Some people respond to higher cigarette prices by quitting. Some cut down. Some switch to vapes or nicotine pouches. Others keep smoking and feel more financial stress.
That is why a quit plan matters.
A good quit plan should help with:
- cravings
- routines
- stress triggers
- social situations
- slips and relapses
- gradual reduction
- motivation over time
Taxes can make smoking more expensive. A plan helps make quitting more realistic.
What consumers should check in 2026
If you use cigarettes, vapes, nicotine pouches, or other nicotine products, check your own state’s rules. Tobacco and nicotine taxes are different from state to state.
You may want to check:
- whether your state increased cigarette taxes
- whether nicotine pouches are now taxed
- whether synthetic nicotine is included in tobacco tax rules
- whether disposable vapes are taxed differently
- whether your state has a vape product directory
- whether some products may no longer be available for sale
The same product can be taxed very differently depending on where you live.
What retailers should watch in 2026
Retailers should not treat these changes as simple price updates.
Some states are adding new rules for:
- licensing
- product directories
- inventory reporting
- approved suppliers
- tax collection
- product certification
- enforcement
For vape shops, convenience stores, tobacco retailers, and wholesalers, compliance is becoming more complicated.
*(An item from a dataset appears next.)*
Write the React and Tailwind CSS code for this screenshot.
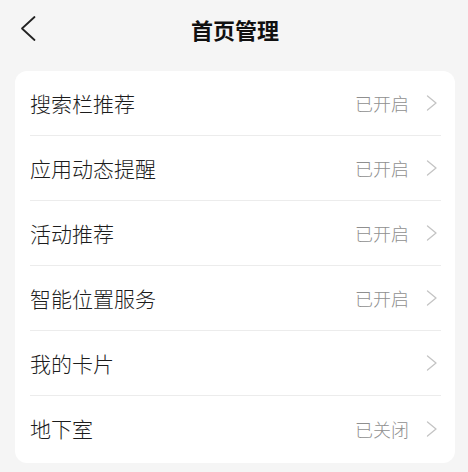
import React from 'react';

const items = [
  { title: '搜索栏推荐', status: '已开启' },
  { title: '应用动态提醒', status: '已开启' },
  { title: '活动推荐', status: '已开启' },
  { title: '智能位置服务', status: '已开启' },
  { title: '我的卡片', status: '' },
  { title: '地下室', status: '已关闭' },
];

const font = { fontFamily: '"Noto Sans CJK SC", "Noto Sans", sans-serif' };

const Chevron = () => (
  <svg width="12" height="16" viewBox="0 0 12 16" className="shrink-0">
    <polyline points="1.5,1 10,8 1.5,15" fill="none" stroke="#c4c4c4" strokeWidth="1.3" strokeLinecap="round" strokeLinejoin="round" />
  </svg>
);

const Row = ({ title, status, last }) => (
  <div className={`flex h-[65px] items-center justify-between pr-[3px] ${last ? '' : 'border-b border-[#ececec]'}`}>
    <span className="text-[21px] font-light leading-none text-[#1c1c1c]">{title}</span>
    <div className="flex items-center gap-[17px]">
      {status && <span className="text-[18px] font-light leading-none text-[#8f8f8f]">{status}</span>}
      <Chevron />
    </div>
  </div>
);

export default function App() {
  return (
    <div className="h-[472px] w-[468px] overflow-hidden bg-[#f5f5f5]" style={font}>
      <div className="relative flex h-[57px] items-center justify-center">
        <button className="absolute left-[19px] top-[15px]">
          <svg width="18" height="27" viewBox="0 0 18 27">
            <polyline points="15.5,2 3,13.5 15.5,25" fill="none" stroke="#222" strokeWidth="1.8" strokeLinecap="round" strokeLinejoin="round" />
          </svg>
        </button>
        <h1 className="pl-[2px] text-[22px] font-bold leading-none text-[#111]">首页管理</h1>
      </div>
      <div className="ml-[15px] mr-[13px] mt-[14px] rounded-[12px] bg-white pb-[2px] pl-[15px] pr-[14px]">
        {items.map((it, i) => (
          <Row key={it.title} {...it} last={i === items.length - 1} />
        ))}
      </div>
    </div>
  );
}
The important point is this: nicotine regulation is moving beyond cigarettes. Retailers need to understand how each product category is handled in their state.
Bottom line
The 2026 tobacco tax changes show a clear direction in U.S. state policy. Cigarettes remain heavily taxed, but states are now paying much closer attention to vapes, nicotine pouches, synthetic nicotine, and other alternative nicotine products.
For consumers, this may mean higher prices or fewer products on shelves. For retailers, it means more compliance work. For smokers thinking about quitting, it may be a good time to start building a serious plan.
Higher tobacco taxes can raise the cost of smoking. But a clear quit plan is what helps people change the habit.